Besides the annoying misuse of the term "use case"
throughout, the author seems to think the M in XML stands for
"modeling."
The article states: "A more theoretically correct way to
say this is that XML-enabled databases have their own data model — relational,
hierarchical, object-oriented — and map instances of the XML data model to
instances of their data model. Native XML databases use the XML data model
directly." I'm not clear on what theoretical foundation the author is
referring to--is there a school of theory regarding text markup?
I think it's self-evident that any document that is marked up
(structured) with legal XML can be easily stored in a relational database, and
that any legal XML "data model" will map directly to a relational model.
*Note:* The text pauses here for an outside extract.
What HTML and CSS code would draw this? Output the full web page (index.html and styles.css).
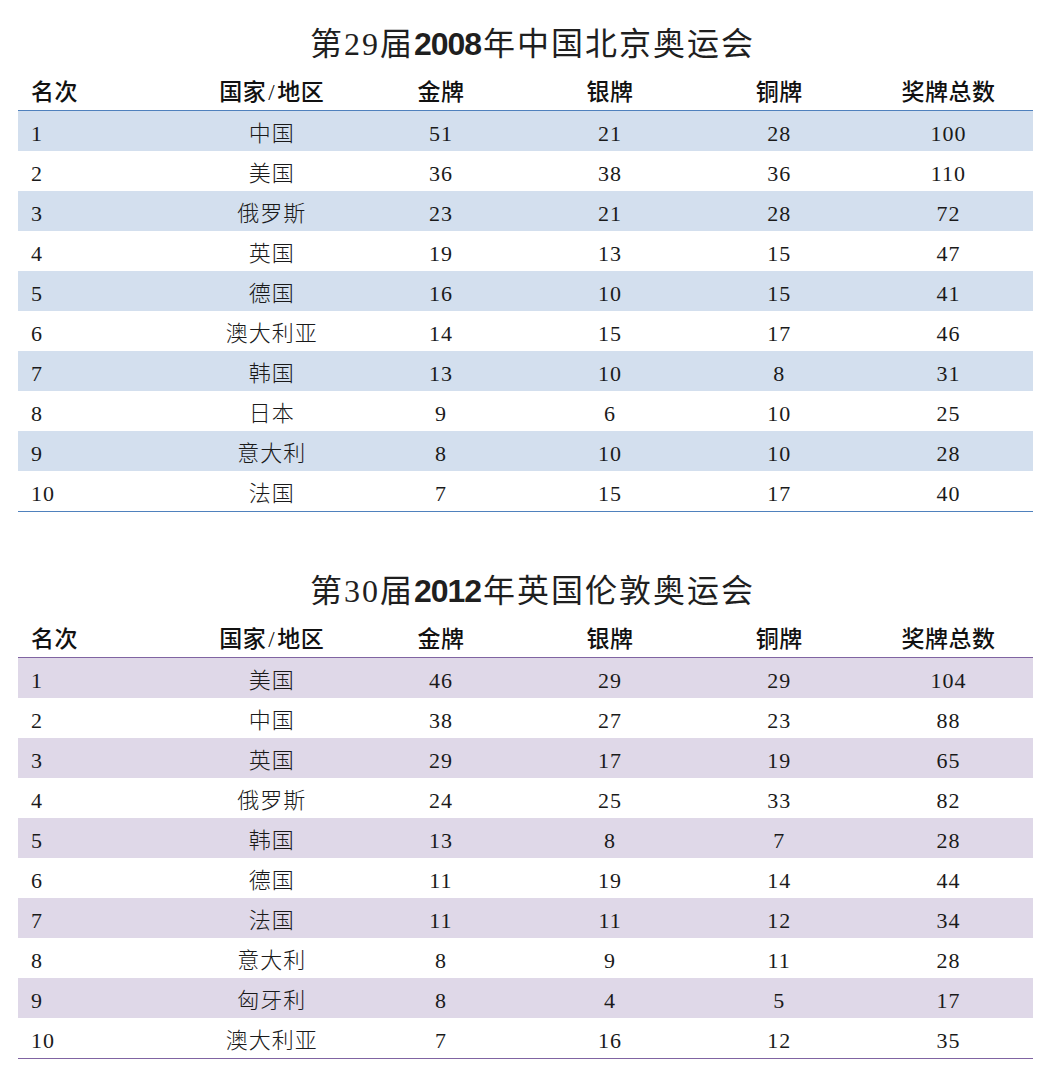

Logically there just isn't any problem that
XML databases can solve that relational systems can't, and it stands to reason
that native XML databases simply can't be faster, more scalable, or more
reliable than relational systems. How does this idea get any traction?
From: JG
To: Editor
CC: GJ
I finished reading the article over my morning coffee.
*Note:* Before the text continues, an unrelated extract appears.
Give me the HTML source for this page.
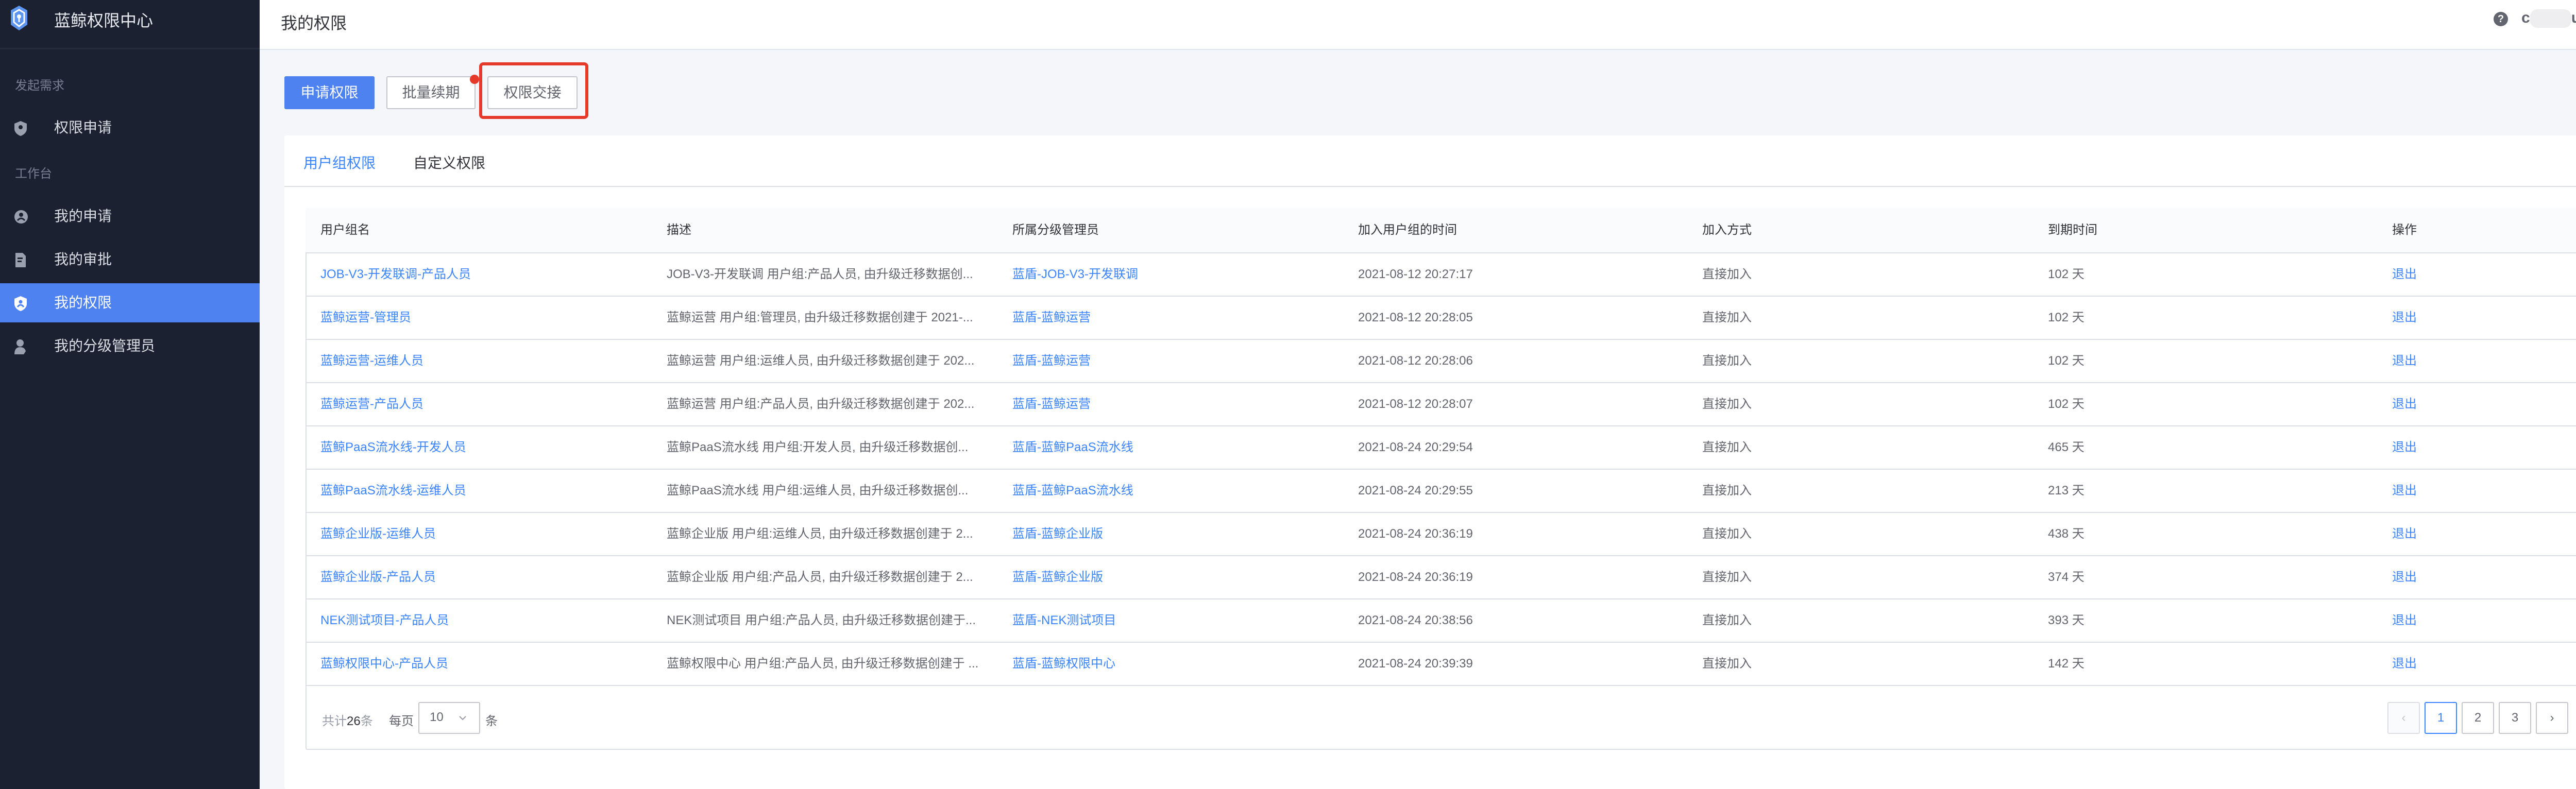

You know, I write a lot of Microsoft Word documents. Fabian,
would you help me find a "Microsoft Word Database?" Then I can store
and manage my data using the Word data-model.
OK. Sorry. I must be in a really cynical mood this morning.
As I read the article, I kept coming back to the thought that
the author was thinking in terms of storing and retrieving XML documents.
People have done document storage for years. That's why we have features (in,
say, Oracle) for things such as full-text-search. It's why we have companies
that make document storage-and-retrieval systems. If someone has a lot of XML
documents to manage, I can well-understand that they might look for a product
to help them.
But I cringe at the thought of managing large amounts of data
in the form of documents. And I do not like at all assertions such as the
author's: "...the data involved does not easily fit the relational data
model."
The author also brings into the equation such things as:
"ease of management, enhanced query performance, concurrent access,
transactional safety, security." You get all these things from a good
relational database, from a good database period. They are not specific to XML,
and have nothing to do with storing XML natively.
And what does it mean to store XML "natively?" I
can only imagine that it means to store the raw, XML text. But XML database
don't do that! Actually, storing XML "natively" doesn't seem to mean
"anything". All it seems to imply is a certain amount of ease in
storing and manipulating data that you "perceive" as being in XML
form, but who knows (and who cares?) what the underlying storage mechanism
really is.
Chris Date has a fascinating discussion on atomicity in his
upcoming book. He has long argued for rich data types. I want to be careful
about putting words into his mouth, but I think he would accept the idea of
having an XML document column in a table. Why not? If we can store dates, or locations,
why not an XML document. But relational database vendors were perhaps not as
fast at supporting the easy storage and retrieval of XML documents as they
could have been, leading to the development of a market for products
specifically targeted at developers who know little more than XML.
In the end, I keep thinking that what XML developers want is
simply a way to easily store and retrieve their documents. They don't want to
think outside the box of XML, either. That latter point is probably what leads
to the demand for "XML Databases". But there's a road to hell and
damnation here somewhere, I think, if you're not careful, that I can't quite
put into words this morning. When one stops thinking in terms of storing
atomic, XML documents and begins to talk
of "storing data in XML form", I think one has
crossed a line and found that road!
From: Fabian Pascal
To: JG
How can one not be cynical, when the level of
ignorance is so absolute?
Then they should talk about document bases not
databases. Different ballgame.
If they never learn what a data model is, and they are not
required to know, and the readers are in the same state, why in the world
should any one expect anything else?
Ask him to define a database, or any one of those terms that
he's throwing around. People learn jargon—primarily from vendors or the
press—and then regurgitate them without a clue as to what they mean. This
impresses the rest of the ignorami that they know something.
Doing anything useful with data requires structure, integrity,
and manipulation. Problem is XML had initially only structure—and even
that is a bad one, thrown away decades ago by Codd. Why do you think they had
to come up with Schema and XQuery? Because they could not do anything with a
bunch of tags, which can be anything anybody wants.
Sure. But for complex data types you would still have to come
up with operators and constraints that are agreed on. And that's tough. Read
the first chapter in PRACTICAL
ISSUES IN DATABASE MANAGEMENT.
That's what ignorance does. Read my Lenin, Trotsky, and Freedom from Tyranny of
Reason and Knowledge.
Posted 5/27/05